Outside of this limit might perhaps be found, subject to assessment, lands held by railroad companies as ordinary proprietors ; but, could the legislature have ever supposed that it needed this enactment to subject such property to assessment for benefits through the construction of local public works?

The act of 1873 was designed to establish a uniform rule for railroad taxation, and the purview or enacting clause of its ninth section undertakes to subject the corporate property of railroads which derive benefit from the construction of local improvements, to assessment for those benefits where such mode of taxation has legal existence; and in this, it merely *101■declares what the courts had. held them subject to, unless legislative exemption could be pleaded in their relief. This saving clause, under the interpretation claimed for it;—in exempting the particular out of the general property made assessable— approaches so closely to, if it does not reach total repugnancy to the general purpose of the section, that if the exception ■could stand at all, it would be left in a very tottering condition.

A saving clause in an act, which is totally repugnant to the purview or body of the act, is void. 1 Kent Com. 462; Milford v. Elliot, 8 Taunt. 1; Potter’s Dwar. on Stat. 117.

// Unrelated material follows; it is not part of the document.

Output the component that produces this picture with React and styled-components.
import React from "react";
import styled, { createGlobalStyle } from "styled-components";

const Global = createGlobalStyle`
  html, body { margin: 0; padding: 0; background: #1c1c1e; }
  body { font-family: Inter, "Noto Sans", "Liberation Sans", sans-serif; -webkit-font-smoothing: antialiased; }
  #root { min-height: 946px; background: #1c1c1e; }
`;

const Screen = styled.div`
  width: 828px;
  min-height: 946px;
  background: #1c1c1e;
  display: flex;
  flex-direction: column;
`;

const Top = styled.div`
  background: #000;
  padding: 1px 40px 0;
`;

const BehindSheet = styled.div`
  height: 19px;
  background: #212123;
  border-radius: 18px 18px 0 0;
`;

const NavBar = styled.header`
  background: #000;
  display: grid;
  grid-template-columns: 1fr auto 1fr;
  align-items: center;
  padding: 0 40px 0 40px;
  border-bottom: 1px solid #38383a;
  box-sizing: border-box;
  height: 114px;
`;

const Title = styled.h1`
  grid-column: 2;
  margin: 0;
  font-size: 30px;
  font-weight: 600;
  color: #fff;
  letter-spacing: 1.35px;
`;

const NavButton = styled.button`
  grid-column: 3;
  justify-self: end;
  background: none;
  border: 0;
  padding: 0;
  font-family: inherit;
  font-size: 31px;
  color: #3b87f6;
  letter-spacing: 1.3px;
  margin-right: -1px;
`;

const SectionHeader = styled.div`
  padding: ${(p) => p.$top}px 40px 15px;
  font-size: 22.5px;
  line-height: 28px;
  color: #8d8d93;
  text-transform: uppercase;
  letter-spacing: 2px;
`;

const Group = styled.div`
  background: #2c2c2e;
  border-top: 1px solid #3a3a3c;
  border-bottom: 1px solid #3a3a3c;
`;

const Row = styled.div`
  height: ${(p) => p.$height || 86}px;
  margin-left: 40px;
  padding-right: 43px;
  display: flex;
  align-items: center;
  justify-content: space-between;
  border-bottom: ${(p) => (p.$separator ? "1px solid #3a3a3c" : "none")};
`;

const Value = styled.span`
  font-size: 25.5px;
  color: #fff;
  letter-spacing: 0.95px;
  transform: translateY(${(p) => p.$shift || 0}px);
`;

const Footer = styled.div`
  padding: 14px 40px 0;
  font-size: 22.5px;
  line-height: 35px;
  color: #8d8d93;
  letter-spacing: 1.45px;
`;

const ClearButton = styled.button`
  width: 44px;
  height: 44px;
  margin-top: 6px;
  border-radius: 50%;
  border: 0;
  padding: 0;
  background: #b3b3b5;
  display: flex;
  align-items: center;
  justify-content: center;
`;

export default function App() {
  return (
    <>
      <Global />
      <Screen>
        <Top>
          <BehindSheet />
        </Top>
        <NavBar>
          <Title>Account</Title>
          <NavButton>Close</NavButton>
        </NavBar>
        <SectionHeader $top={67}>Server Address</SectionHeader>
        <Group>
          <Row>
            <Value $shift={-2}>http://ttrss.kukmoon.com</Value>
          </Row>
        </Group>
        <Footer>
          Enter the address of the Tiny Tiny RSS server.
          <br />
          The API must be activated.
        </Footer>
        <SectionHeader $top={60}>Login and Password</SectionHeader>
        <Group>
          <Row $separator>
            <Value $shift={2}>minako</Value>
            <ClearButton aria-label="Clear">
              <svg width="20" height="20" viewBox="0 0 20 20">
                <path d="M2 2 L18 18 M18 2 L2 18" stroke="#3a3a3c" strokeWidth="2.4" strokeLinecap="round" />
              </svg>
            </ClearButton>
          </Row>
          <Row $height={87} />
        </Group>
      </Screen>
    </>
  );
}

A proviso in an act has given to it a different effect. Townsend v. Brown, 4 Zab. 80.

This is a rule not to be inconsiderately applied. The repugnancy to justify the court in striking the conflicting exception from the act should, after every reasonable effort, by construction and accommodation to retain it, and give it some force in the enactment, remain totally irreconcilable with the enacting clause. But if, after such effort at construction, it proves to be unyielding, the rule that condemns it becomes equally so.

Under the construction contended for by the prosecutor, I think we meet with a difficulty of this character, that successfully defies all efforts at reconciliation.

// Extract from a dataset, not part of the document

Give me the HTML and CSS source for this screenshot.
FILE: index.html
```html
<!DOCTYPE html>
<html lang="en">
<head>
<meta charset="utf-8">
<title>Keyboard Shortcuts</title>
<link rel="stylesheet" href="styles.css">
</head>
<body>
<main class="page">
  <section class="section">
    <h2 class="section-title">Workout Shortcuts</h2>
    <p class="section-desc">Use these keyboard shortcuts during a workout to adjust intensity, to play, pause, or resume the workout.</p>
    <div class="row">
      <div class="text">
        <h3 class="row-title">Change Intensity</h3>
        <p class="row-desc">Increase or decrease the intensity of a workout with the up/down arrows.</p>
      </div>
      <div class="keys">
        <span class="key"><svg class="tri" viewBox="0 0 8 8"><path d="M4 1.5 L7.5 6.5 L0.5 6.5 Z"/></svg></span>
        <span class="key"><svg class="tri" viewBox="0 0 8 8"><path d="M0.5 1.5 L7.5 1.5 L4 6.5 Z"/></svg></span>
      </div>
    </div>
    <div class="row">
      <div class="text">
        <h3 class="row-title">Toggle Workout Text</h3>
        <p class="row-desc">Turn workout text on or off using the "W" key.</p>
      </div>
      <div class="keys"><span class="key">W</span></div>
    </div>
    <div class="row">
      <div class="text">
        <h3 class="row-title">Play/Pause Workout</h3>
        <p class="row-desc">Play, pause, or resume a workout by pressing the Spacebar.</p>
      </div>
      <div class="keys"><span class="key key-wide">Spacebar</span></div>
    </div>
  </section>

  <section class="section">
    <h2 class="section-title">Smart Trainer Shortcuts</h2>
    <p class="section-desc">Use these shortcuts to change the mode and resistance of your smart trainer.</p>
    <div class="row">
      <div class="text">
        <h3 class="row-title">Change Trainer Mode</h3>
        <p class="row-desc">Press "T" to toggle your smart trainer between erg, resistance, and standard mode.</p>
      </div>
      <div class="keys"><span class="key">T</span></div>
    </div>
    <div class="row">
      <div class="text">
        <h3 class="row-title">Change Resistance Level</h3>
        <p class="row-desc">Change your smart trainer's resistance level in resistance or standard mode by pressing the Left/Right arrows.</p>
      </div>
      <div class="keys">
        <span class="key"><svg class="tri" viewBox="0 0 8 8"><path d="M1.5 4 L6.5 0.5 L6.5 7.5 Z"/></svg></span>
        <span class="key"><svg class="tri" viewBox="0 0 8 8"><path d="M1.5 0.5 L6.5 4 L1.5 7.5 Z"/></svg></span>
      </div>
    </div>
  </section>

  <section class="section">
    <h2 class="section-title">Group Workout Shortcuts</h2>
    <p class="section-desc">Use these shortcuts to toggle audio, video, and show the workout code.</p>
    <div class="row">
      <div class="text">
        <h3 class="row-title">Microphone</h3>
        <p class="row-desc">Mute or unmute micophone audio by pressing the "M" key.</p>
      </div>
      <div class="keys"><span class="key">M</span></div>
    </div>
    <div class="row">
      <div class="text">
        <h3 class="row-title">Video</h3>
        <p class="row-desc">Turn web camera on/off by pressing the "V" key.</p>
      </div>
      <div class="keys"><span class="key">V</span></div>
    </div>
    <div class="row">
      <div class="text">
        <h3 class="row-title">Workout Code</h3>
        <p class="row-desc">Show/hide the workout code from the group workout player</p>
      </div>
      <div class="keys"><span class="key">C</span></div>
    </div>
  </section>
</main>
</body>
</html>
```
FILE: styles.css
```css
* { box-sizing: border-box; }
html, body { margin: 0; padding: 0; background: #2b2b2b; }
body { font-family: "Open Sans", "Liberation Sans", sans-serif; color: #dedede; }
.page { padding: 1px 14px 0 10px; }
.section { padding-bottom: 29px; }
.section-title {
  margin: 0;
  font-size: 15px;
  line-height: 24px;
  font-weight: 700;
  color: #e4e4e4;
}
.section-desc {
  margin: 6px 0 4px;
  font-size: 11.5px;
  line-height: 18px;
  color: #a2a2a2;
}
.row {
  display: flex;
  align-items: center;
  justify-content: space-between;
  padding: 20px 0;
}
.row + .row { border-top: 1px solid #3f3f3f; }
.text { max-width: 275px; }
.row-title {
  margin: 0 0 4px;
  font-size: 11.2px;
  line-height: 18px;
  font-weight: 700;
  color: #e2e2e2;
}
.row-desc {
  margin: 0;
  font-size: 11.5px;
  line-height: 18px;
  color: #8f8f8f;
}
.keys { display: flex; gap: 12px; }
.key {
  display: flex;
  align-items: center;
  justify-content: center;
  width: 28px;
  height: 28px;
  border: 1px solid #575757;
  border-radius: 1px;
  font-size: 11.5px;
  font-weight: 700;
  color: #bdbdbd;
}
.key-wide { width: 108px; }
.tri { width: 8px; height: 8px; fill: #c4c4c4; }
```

In practical effect, a section in the act which, when the body of it alone is regarded, seems designed to declare and establish a general rule subjecting the property of railroad companies, which may be benefited by the construction of public works, under municipal governments, to assessment for those benefits, in the same manner as like property of other owners is subject, under the operation of the saving clause, becomes a general exemption from such tax, of all the property which such a corporation holds, under its charter, for corporate purposes.

Nothing is left for assessment except such lands of the company as would be liable thereto, under a charter containing an express exemption of all property of the company held under such charter for the purposes of the corporation.

*102What is reserved is as great as that which is granted, and the saving clause could not be sustained, but would be void for repugnancy. •

Under either construction of this act of 1873, it fails to-give the prosecutor exemption.

My conclusions leave the prosecutor subject to assessment upon its real property for benefits valuable to it, in respect to those uses to which the company, under its charter, has applied it.

Such benefits are sufficiently certain as a basis of assessment, when the property is, like that of the prosecutor,, devoted to uses apparently permanent.

Among the reasons for setting aside the assessment, is the one of fact that the improvement assessed for is not, in any way, beneficial to the prosecutor’s property, or only nominally so. None of the property assessed exists in the form of city lots, although marked as such on the assessment map. It is all appropriated to, and is in use for main and side tracks and1 depot buildings. Hoboken avenue, the street improved, is distant, at its nearest point, one-fourth of a mile from the assessed property, and has no other relation to the property than that of terminating in a street which crosses over the margin of the prosecutor’s most easterly terminal tract. What character of benefits the commissioners of assessments found this property to have received from the improvement of the street in question, does not appear.

An assessment made on the mere possibility that the present use of the property may be abandoned, and the lands converted into lots for building purposes, is, in the nature of things, quite remote as a ground of assessment; and nothing beyond a nominal assessment for that, would ordinarily be expected.

But, having reached the conclusion that the property is legally subject to assessment, and the proceedings of the commissioners appearing to be quite regular, we need not speculate upon the ground of benefit which they discovered and valued. Their report is the only proof before us of the fact *103of benefit actually conferred, and of its amount and value. In the absence of other proof, the report is conclusive upon us as to those matters.

The assessment must therefore be affirmed.